Images are not part of the copy; transcribe all the data exactly.

**Provided data**
┌──

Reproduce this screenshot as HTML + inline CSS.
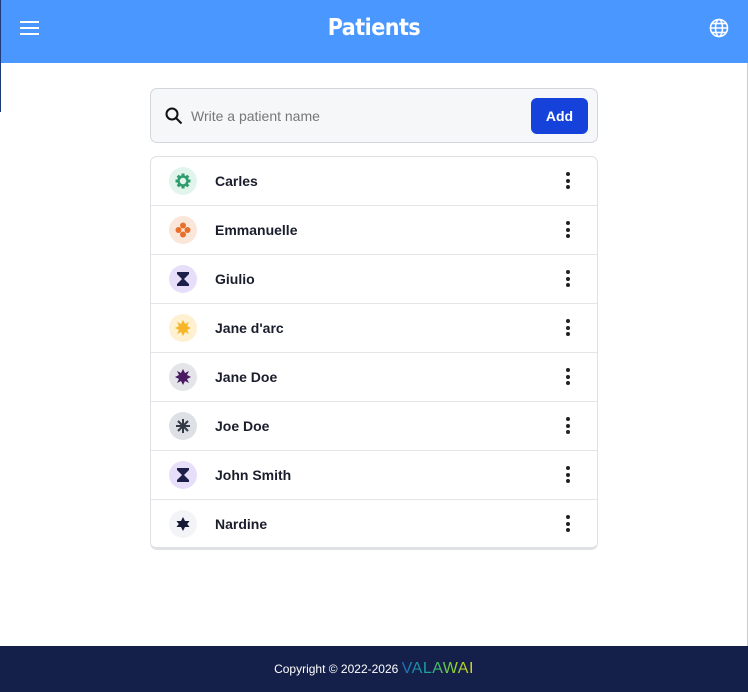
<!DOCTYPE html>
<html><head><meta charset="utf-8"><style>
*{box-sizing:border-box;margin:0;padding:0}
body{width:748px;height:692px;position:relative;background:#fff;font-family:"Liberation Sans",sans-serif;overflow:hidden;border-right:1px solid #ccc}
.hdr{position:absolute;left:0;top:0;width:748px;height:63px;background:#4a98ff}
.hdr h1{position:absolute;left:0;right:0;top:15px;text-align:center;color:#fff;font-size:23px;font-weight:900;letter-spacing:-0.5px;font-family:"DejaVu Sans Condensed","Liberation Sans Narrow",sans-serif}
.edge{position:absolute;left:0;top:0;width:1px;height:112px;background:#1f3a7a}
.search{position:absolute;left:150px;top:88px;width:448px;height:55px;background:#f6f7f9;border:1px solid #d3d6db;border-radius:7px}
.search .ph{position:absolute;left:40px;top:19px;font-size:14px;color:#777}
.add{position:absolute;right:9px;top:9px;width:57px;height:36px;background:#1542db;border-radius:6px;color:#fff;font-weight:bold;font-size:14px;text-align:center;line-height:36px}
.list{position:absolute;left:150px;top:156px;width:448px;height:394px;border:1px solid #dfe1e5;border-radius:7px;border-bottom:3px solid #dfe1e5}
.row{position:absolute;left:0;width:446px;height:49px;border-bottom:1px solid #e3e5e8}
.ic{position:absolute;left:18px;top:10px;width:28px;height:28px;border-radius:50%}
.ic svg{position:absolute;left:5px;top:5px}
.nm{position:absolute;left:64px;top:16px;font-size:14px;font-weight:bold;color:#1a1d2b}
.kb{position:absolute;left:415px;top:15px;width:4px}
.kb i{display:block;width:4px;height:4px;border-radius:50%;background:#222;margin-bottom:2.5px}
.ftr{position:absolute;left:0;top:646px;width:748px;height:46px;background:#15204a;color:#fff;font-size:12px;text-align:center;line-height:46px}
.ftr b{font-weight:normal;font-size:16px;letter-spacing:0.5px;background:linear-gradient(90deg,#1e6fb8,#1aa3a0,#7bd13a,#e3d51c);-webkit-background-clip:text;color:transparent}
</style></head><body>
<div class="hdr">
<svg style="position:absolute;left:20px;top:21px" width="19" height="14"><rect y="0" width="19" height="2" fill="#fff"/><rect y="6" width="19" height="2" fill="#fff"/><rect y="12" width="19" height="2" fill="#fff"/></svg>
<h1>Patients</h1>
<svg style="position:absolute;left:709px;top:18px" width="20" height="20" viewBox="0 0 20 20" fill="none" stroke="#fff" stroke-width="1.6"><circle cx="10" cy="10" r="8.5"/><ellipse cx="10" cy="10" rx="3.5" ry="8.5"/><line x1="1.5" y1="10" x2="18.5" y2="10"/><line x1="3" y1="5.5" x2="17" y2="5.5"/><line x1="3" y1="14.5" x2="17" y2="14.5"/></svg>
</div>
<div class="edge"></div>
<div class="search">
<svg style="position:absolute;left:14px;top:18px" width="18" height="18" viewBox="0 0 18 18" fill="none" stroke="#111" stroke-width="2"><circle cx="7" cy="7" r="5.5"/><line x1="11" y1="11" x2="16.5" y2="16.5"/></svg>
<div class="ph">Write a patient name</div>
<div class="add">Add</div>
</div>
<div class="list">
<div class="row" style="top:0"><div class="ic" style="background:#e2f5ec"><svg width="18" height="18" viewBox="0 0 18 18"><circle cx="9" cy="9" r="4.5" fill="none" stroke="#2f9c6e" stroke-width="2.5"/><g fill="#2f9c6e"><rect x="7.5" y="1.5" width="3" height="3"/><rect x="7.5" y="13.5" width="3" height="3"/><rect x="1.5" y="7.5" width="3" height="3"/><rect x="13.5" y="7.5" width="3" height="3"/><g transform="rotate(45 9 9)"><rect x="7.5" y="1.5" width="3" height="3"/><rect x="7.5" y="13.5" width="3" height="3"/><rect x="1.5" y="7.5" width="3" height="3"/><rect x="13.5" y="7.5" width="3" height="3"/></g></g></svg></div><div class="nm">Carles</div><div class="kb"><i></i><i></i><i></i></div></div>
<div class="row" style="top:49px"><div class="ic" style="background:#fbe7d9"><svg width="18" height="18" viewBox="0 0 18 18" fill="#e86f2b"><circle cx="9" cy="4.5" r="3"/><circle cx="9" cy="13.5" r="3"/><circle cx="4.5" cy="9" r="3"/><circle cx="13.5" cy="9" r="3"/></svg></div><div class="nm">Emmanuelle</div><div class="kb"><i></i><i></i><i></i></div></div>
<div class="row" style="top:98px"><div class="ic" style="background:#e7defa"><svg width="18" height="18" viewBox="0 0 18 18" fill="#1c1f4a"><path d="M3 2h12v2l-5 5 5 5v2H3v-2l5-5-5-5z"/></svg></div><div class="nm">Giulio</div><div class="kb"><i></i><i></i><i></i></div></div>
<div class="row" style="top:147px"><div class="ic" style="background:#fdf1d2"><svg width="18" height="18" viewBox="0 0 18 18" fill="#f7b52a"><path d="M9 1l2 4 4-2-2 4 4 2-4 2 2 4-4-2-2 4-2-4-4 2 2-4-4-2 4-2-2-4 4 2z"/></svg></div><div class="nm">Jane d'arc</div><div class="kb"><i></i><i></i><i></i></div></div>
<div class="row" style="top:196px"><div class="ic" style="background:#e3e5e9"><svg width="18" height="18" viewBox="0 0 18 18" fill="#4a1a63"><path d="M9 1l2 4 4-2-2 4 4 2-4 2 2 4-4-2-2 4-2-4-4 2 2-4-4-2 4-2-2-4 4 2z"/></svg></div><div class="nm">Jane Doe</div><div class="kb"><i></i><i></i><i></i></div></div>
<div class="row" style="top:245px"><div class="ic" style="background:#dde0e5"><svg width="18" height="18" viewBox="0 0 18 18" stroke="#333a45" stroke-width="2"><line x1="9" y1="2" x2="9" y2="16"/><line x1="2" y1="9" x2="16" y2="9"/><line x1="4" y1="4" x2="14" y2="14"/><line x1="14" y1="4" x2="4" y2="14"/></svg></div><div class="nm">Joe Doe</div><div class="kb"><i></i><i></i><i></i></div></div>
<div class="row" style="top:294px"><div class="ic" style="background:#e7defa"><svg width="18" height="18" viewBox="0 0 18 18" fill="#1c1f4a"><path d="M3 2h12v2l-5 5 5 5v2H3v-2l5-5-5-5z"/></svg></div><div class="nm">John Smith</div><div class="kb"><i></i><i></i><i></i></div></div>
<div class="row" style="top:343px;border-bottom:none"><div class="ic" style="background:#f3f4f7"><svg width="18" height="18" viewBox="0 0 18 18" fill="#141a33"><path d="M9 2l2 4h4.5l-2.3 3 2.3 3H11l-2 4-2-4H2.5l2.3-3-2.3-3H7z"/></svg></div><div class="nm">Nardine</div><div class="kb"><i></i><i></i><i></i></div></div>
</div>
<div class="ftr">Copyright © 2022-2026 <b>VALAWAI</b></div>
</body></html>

└──

**Output for this exercise**
Reproduce this screenshot as HTML + inline CSS.
<!DOCTYPE html>
<html><head><meta charset="utf-8"><style>
*{box-sizing:border-box;margin:0;padding:0}
body{width:748px;height:692px;position:relative;background:#fff;font-family:"Liberation Sans",sans-serif;overflow:hidden;border-right:1px solid #ccc}
.hdr{position:absolute;left:0;top:0;width:748px;height:63px;background:#4a98ff}
.hdr h1{position:absolute;left:0;right:0;top:15px;text-align:center;color:#fff;font-size:23px;font-weight:900;letter-spacing:-0.5px;font-family:"DejaVu Sans Condensed","Liberation Sans Narrow",sans-serif}
.edge{position:absolute;left:0;top:0;width:1px;height:112px;background:#1f3a7a}
.search{position:absolute;left:150px;top:88px;width:448px;height:55px;background:#f6f7f9;border:1px solid #d3d6db;border-radius:7px}
.search .ph{position:absolute;left:40px;top:19px;font-size:14px;color:#777}
.add{position:absolute;right:9px;top:9px;width:57px;height:36px;background:#1542db;border-radius:6px;color:#fff;font-weight:bold;font-size:14px;text-align:center;line-height:36px}
.list{position:absolute;left:150px;top:156px;width:448px;height:394px;border:1px solid #dfe1e5;border-radius:7px;border-bottom:3px solid #dfe1e5}
.row{position:absolute;left:0;width:446px;height:49px;border-bottom:1px solid #e3e5e8}
.ic{position:absolute;left:18px;top:10px;width:28px;height:28px;border-radius:50%}
.ic svg{position:absolute;left:5px;top:5px}
.nm{position:absolute;left:64px;top:16px;font-size:14px;font-weight:bold;color:#1a1d2b}
.kb{position:absolute;left:415px;top:15px;width:4px}
.kb i{display:block;width:4px;height:4px;border-radius:50%;background:#222;margin-bottom:2.5px}
.ftr{position:absolute;left:0;top:646px;width:748px;height:46px;background:#15204a;color:#fff;font-size:12px;text-align:center;line-height:46px}
.ftr b{font-weight:normal;font-size:16px;letter-spacing:0.5px;background:linear-gradient(90deg,#1e6fb8,#1aa3a0,#7bd13a,#e3d51c);-webkit-background-clip:text;color:transparent}
</style></head><body>
<div class="hdr">
<svg style="position:absolute;left:20px;top:21px" width="19" height="14"><rect y="0" width="19" height="2" fill="#fff"/><rect y="6" width="19" height="2" fill="#fff"/><rect y="12" width="19" height="2" fill="#fff"/></svg>
<h1>Patients</h1>
<svg style="position:absolute;left:709px;top:18px" width="20" height="20" viewBox="0 0 20 20" fill="none" stroke="#fff" stroke-width="1.6"><circle cx="10" cy="10" r="8.5"/><ellipse cx="10" cy="10" rx="3.5" ry="8.5"/><line x1="1.5" y1="10" x2="18.5" y2="10"/><line x1="3" y1="5.5" x2="17" y2="5.5"/><line x1="3" y1="14.5" x2="17" y2="14.5"/></svg>
</div>
<div class="edge"></div>
<div class="search">
<svg style="position:absolute;left:14px;top:18px" width="18" height="18" viewBox="0 0 18 18" fill="none" stroke="#111" stroke-width="2"><circle cx="7" cy="7" r="5.5"/><line x1="11" y1="11" x2="16.5" y2="16.5"/></svg>
<div class="ph">Write a patient name</div>
<div class="add">Add</div>
</div>
<div class="list">
<div class="row" style="top:0"><div class="ic" style="background:#e2f5ec"><svg width="18" height="18" viewBox="0 0 18 18"><circle cx="9" cy="9" r="4.5" fill="none" stroke="#2f9c6e" stroke-width="2.5"/><g fill="#2f9c6e"><rect x="7.5" y="1.5" width="3" height="3"/><rect x="7.5" y="13.5" width="3" height="3"/><rect x="1.5" y="7.5" width="3" height="3"/><rect x="13.5" y="7.5" width="3" height="3"/><g transform="rotate(45 9 9)"><rect x="7.5" y="1.5" width="3" height="3"/><rect x="7.5" y="13.5" width="3" height="3"/><rect x="1.5" y="7.5" width="3" height="3"/><rect x="13.5" y="7.5" width="3" height="3"/></g></g></svg></div><div class="nm">Carles</div><div class="kb"><i></i><i></i><i></i></div></div>
<div class="row" style="top:49px"><div class="ic" style="background:#fbe7d9"><svg width="18" height="18" viewBox="0 0 18 18" fill="#e86f2b"><circle cx="9" cy="4.5" r="3"/><circle cx="9" cy="13.5" r="3"/><circle cx="4.5" cy="9" r="3"/><circle cx="13.5" cy="9" r="3"/></svg></div><div class="nm">Emmanuelle</div><div class="kb"><i></i><i></i><i></i></div></div>
<div class="row" style="top:98px"><div class="ic" style="background:#e7defa"><svg width="18" height="18" viewBox="0 0 18 18" fill="#1c1f4a"><path d="M3 2h12v2l-5 5 5 5v2H3v-2l5-5-5-5z"/></svg></div><div class="nm">Giulio</div><div class="kb"><i></i><i></i><i></i></div></div>
<div class="row" style="top:147px"><div class="ic" style="background:#fdf1d2"><svg width="18" height="18" viewBox="0 0 18 18" fill="#f7b52a"><path d="M9 1l2 4 4-2-2 4 4 2-4 2 2 4-4-2-2 4-2-4-4 2 2-4-4-2 4-2-2-4 4 2z"/></svg></div><div class="nm">Jane d'arc</div><div class="kb"><i></i><i></i><i></i></div></div>
<div class="row" style="top:196px"><div class="ic" style="background:#e3e5e9"><svg width="18" height="18" viewBox="0 0 18 18" fill="#4a1a63"><path d="M9 1l2 4 4-2-2 4 4 2-4 2 2 4-4-2-2 4-2-4-4 2 2-4-4-2 4-2-2-4 4 2z"/></svg></div><div class="nm">Jane Doe</div><div class="kb"><i></i><i></i><i></i></div></div>
<div class="row" style="top:245px"><div class="ic" style="background:#dde0e5"><svg width="18" height="18" viewBox="0 0 18 18" stroke="#333a45" stroke-width="2"><line x1="9" y1="2" x2="9" y2="16"/><line x1="2" y1="9" x2="16" y2="9"/><line x1="4" y1="4" x2="14" y2="14"/><line x1="14" y1="4" x2="4" y2="14"/></svg></div><div class="nm">Joe Doe</div><div class="kb"><i></i><i></i><i></i></div></div>
<div class="row" style="top:294px"><div class="ic" style="background:#e7defa"><svg width="18" height="18" viewBox="0 0 18 18" fill="#1c1f4a"><path d="M3 2h12v2l-5 5 5 5v2H3v-2l5-5-5-5z"/></svg></div><div class="nm">John Smith</div><div class="kb"><i></i><i></i><i></i></div></div>
<div class="row" style="top:343px;border-bottom:none"><div class="ic" style="background:#f3f4f7"><svg width="18" height="18" viewBox="0 0 18 18" fill="#141a33"><path d="M9 2l2 4h4.5l-2.3 3 2.3 3H11l-2 4-2-4H2.5l2.3-3-2.3-3H7z"/></svg></div><div class="nm">Nardine</div><div class="kb"><i></i><i></i><i></i></div></div>
</div>
<div class="ftr">Copyright © 2022-2026 <b>VALAWAI</b></div>
</body></html>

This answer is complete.